さらに、神奈川県横浜市都筑区折本町のヤナセ横浜デポー跡地に二号店「イケア港北」が2006年9月15日にオープン。3号店は兵庫県神戸市のポートアイランドにあった神戸ポートピアランド跡地へ2008年夏の出店を目指して進行中である。
日本では、ホームセンターや「ニトリ」「大塚家具」などと競合関係になるとされている。
イケアの環境問題対策とイケア鉄道
イケアは、家具の材料に主に木材を多く使うことから、森林伐採対策やリサイクルなどに対して非常に関心が高く、1980年代から積極的に環境問題に取り組んでいる。
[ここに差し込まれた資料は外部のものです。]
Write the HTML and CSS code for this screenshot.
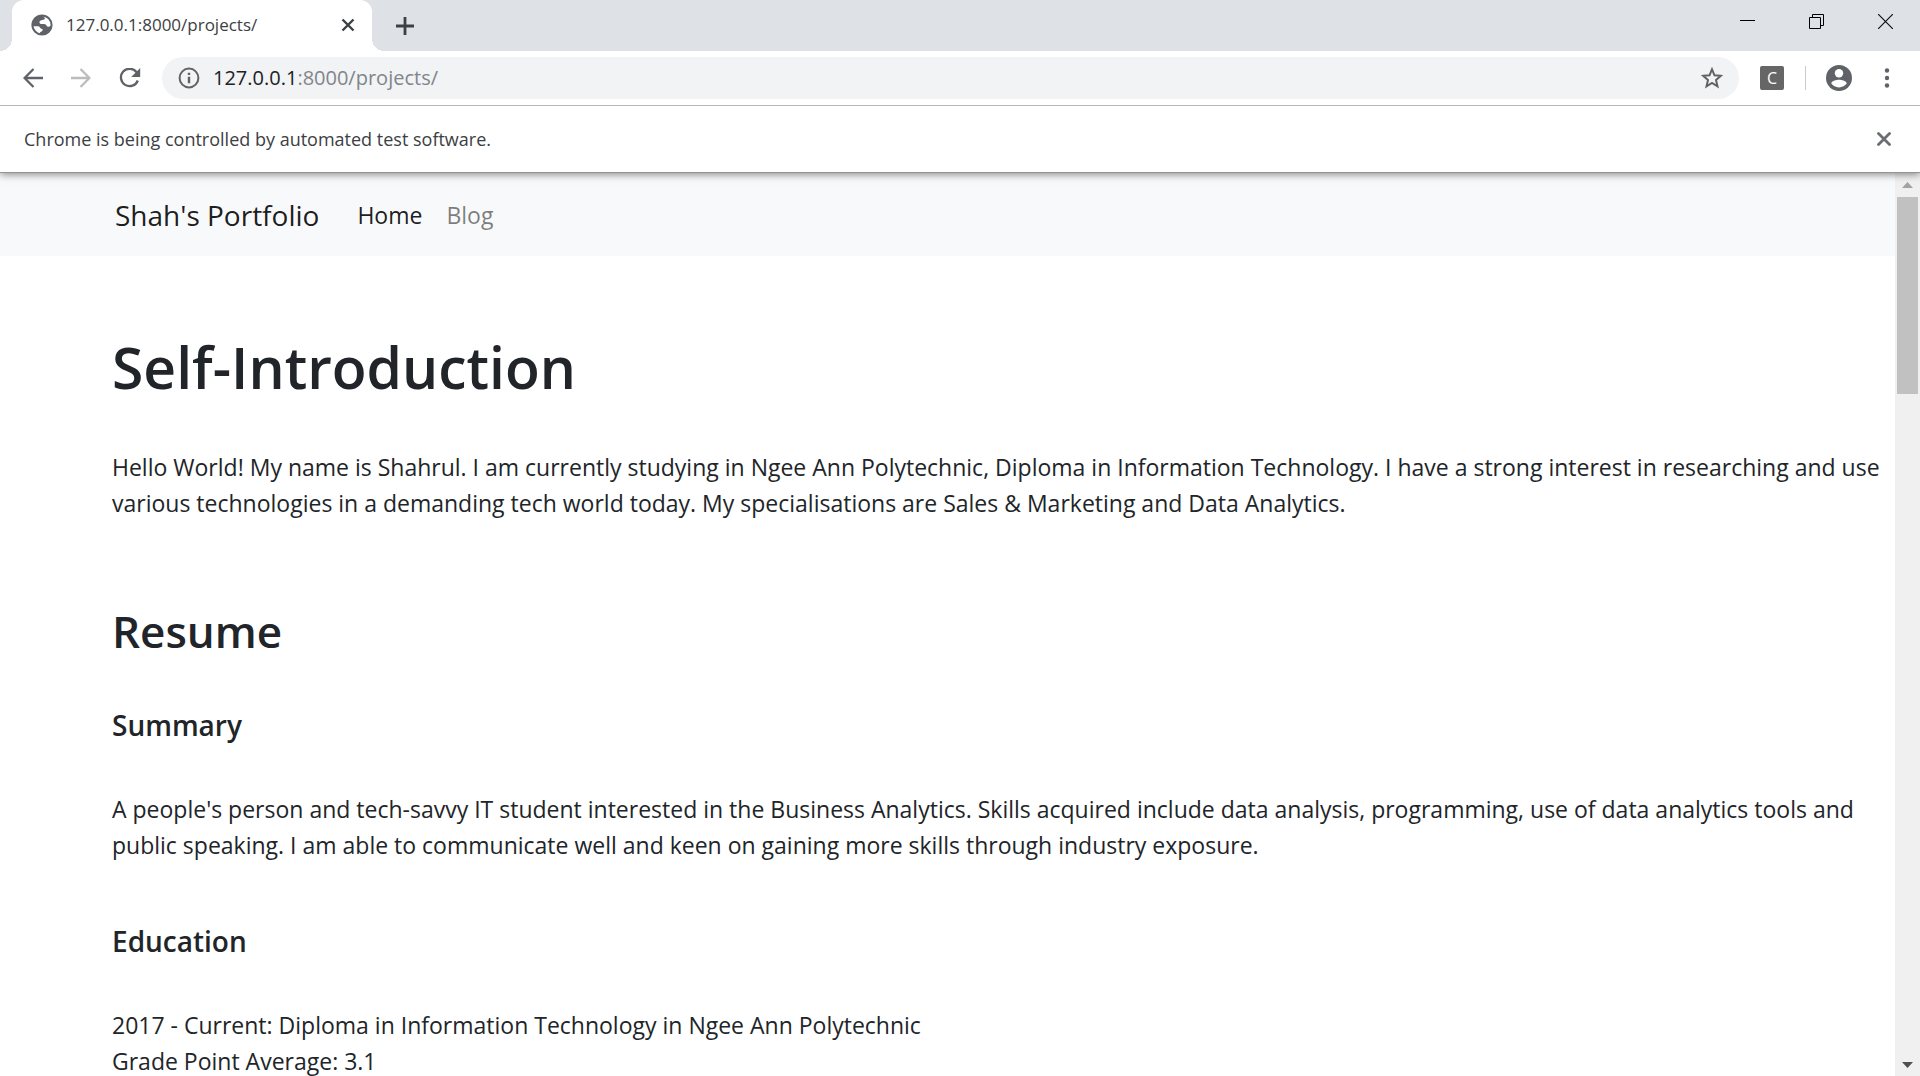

合板に対するホルムアルデヒド放出量の厳格化や、熱帯雨林伐採の木材を使わず、植林によって生み出された木材を使う、あるいは各種梱包材や、家具そのもののリサイクルなどの活動を続けている。
そんな中で、2002年にはイケア鉄道(IKEA Rail)を設立し、スウェーデン、デンマーク、ドイツで、貨物列車の運行を行っている。これはイケアが製品などを各地に配送する際のトラック輸送に伴う環境負荷を軽減するために、自前の鉄道を用意したもので、渋滞による遅延も無く、輸送コストとしても安く、また環境負荷も少ないということで一日あたり50台のトラック輸送を撤廃できた。今後、ポーランド、イタリア、ベルギーなどへも線路網を伸ばしてゆくことが計画されている。
イケア開店時の騒動
イケアは非常に大規模、かつ格安を売りにしていることもあって、常に新規オープンに伴っての店舗来場者の殺到が見られ、混乱や問題に見舞われがちである。2005年2月のイギリス、エドモントン店オープン時には特売品を多く告知した結果、深夜オープンにもかかわらず、7000人もの来場者が殺到し、商品を奪い合って乱闘騒ぎに発展した。中国上海店オープン時には一日で実に8万人が押し寄せるなど、騒動の規模も大きなものとなっている。
日本における船橋店オープンも、万全を期して月曜日平日のオープン、特売品は設けない、という体制で挑んだが、結果的に来場者が殺到。近隣にららぽーと、船橋競馬場、船橋オートレース場等を抱え、渋滞を引き起こしやすい道路事情も加わり、週末、休日には入店までに数時間、閉店から3時間後でもすべての車が出庫できないなど異常事態となった。